──────── Information provided

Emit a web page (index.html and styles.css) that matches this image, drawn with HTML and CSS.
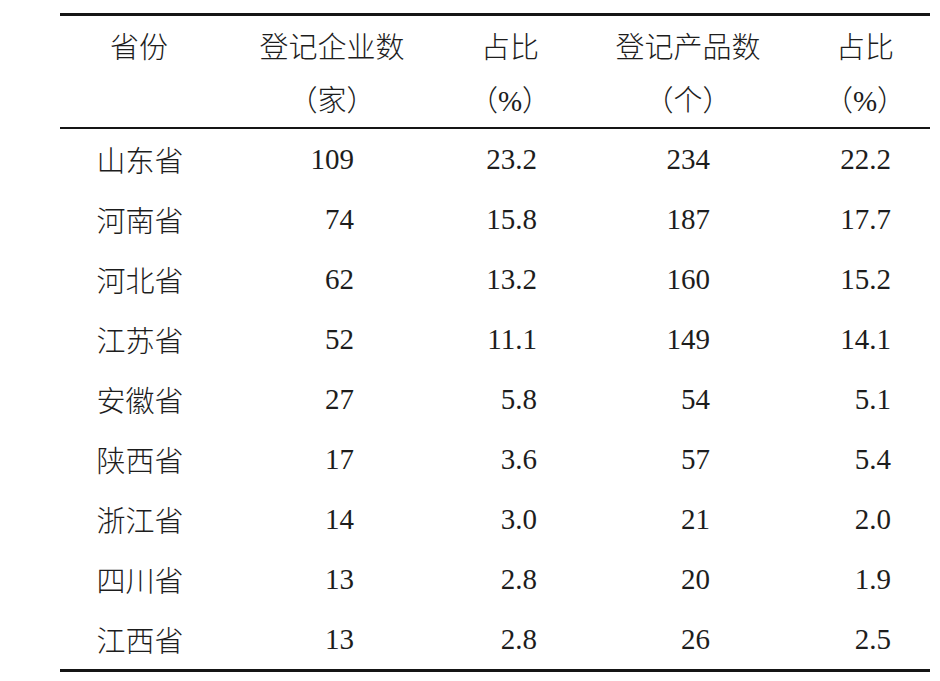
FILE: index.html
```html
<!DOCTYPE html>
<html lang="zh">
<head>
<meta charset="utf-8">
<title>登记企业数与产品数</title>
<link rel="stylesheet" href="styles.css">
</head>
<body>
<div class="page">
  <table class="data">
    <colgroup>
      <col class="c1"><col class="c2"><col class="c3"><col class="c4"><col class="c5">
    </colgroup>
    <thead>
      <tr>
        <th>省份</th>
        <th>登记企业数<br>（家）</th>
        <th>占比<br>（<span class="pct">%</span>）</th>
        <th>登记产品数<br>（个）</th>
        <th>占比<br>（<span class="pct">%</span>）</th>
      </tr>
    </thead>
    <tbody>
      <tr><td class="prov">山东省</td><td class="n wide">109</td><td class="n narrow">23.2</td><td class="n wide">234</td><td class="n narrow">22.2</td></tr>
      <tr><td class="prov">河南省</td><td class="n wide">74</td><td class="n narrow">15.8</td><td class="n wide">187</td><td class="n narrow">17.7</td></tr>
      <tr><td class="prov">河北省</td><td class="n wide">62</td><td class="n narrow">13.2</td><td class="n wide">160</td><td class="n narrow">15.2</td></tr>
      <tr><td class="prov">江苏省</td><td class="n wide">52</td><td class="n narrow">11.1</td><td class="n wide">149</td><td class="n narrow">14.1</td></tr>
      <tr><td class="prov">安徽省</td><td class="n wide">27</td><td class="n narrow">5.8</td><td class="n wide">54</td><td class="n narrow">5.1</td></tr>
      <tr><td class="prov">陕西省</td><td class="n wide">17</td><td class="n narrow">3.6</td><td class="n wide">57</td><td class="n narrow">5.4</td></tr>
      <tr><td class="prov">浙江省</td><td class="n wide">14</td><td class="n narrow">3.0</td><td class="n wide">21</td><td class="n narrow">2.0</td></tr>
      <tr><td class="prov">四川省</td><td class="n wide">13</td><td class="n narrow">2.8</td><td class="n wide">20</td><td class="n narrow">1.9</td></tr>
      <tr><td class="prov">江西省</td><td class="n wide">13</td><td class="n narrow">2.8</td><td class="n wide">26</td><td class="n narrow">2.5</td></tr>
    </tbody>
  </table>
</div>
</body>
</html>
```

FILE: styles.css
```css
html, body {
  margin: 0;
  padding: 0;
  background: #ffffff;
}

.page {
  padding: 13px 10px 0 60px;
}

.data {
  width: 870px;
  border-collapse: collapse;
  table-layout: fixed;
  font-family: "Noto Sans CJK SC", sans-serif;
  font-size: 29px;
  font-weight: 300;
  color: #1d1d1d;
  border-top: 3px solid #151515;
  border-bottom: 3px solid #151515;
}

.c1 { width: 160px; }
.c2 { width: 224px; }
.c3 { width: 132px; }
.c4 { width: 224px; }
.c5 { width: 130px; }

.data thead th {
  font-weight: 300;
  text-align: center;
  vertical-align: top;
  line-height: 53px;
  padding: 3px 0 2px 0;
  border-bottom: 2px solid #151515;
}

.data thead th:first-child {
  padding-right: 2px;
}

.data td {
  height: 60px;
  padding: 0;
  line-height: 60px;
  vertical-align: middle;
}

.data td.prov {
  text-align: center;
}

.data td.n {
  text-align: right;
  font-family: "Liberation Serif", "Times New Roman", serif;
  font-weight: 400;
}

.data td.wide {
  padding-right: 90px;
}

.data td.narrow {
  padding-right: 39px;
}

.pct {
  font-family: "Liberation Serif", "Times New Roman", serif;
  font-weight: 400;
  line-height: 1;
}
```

────────────────

Exercise aim:
Make an exact copy of the whole listing, but don't bring over any pictures.

Result of this exercise:
Emit a web page (index.html and styles.css) that matches this image, drawn with HTML and CSS.
FILE: index.html
```html
<!DOCTYPE html>
<html lang="zh">
<head>
<meta charset="utf-8">
<title>登记企业数与产品数</title>
<link rel="stylesheet" href="styles.css">
</head>
<body>
<div class="page">
  <table class="data">
    <colgroup>
      <col class="c1"><col class="c2"><col class="c3"><col class="c4"><col class="c5">
    </colgroup>
    <thead>
      <tr>
        <th>省份</th>
        <th>登记企业数<br>（家）</th>
        <th>占比<br>（<span class="pct">%</span>）</th>
        <th>登记产品数<br>（个）</th>
        <th>占比<br>（<span class="pct">%</span>）</th>
      </tr>
    </thead>
    <tbody>
      <tr><td class="prov">山东省</td><td class="n wide">109</td><td class="n narrow">23.2</td><td class="n wide">234</td><td class="n narrow">22.2</td></tr>
      <tr><td class="prov">河南省</td><td class="n wide">74</td><td class="n narrow">15.8</td><td class="n wide">187</td><td class="n narrow">17.7</td></tr>
      <tr><td class="prov">河北省</td><td class="n wide">62</td><td class="n narrow">13.2</td><td class="n wide">160</td><td class="n narrow">15.2</td></tr>
      <tr><td class="prov">江苏省</td><td class="n wide">52</td><td class="n narrow">11.1</td><td class="n wide">149</td><td class="n narrow">14.1</td></tr>
      <tr><td class="prov">安徽省</td><td class="n wide">27</td><td class="n narrow">5.8</td><td class="n wide">54</td><td class="n narrow">5.1</td></tr>
      <tr><td class="prov">陕西省</td><td class="n wide">17</td><td class="n narrow">3.6</td><td class="n wide">57</td><td class="n narrow">5.4</td></tr>
      <tr><td class="prov">浙江省</td><td class="n wide">14</td><td class="n narrow">3.0</td><td class="n wide">21</td><td class="n narrow">2.0</td></tr>
      <tr><td class="prov">四川省</td><td class="n wide">13</td><td class="n narrow">2.8</td><td class="n wide">20</td><td class="n narrow">1.9</td></tr>
      <tr><td class="prov">江西省</td><td class="n wide">13</td><td class="n narrow">2.8</td><td class="n wide">26</td><td class="n narrow">2.5</td></tr>
    </tbody>
  </table>
</div>
</body>
</html>
```

FILE: styles.css
```css
html, body {
  margin: 0;
  padding: 0;
  background: #ffffff;
}

.page {
  padding: 13px 10px 0 60px;
}

.data {
  width: 870px;
  border-collapse: collapse;
  table-layout: fixed;
  font-family: "Noto Sans CJK SC", sans-serif;
  font-size: 29px;
  font-weight: 300;
  color: #1d1d1d;
  border-top: 3px solid #151515;
  border-bottom: 3px solid #151515;
}

.c1 { width: 160px; }
.c2 { width: 224px; }
.c3 { width: 132px; }
.c4 { width: 224px; }
.c5 { width: 130px; }

.data thead th {
  font-weight: 300;
  text-align: center;
  vertical-align: top;
  line-height: 53px;
  padding: 3px 0 2px 0;
  border-bottom: 2px solid #151515;
}

.data thead th:first-child {
  padding-right: 2px;
}

.data td {
  height: 60px;
  padding: 0;
  line-height: 60px;
  vertical-align: middle;
}

.data td.prov {
  text-align: center;
}

.data td.n {
  text-align: right;
  font-family: "Liberation Serif", "Times New Roman", serif;
  font-weight: 400;
}

.data td.wide {
  padding-right: 90px;
}

.data td.narrow {
  padding-right: 39px;
}

.pct {
  font-family: "Liberation Serif", "Times New Roman", serif;
  font-weight: 400;
  line-height: 1;
}
```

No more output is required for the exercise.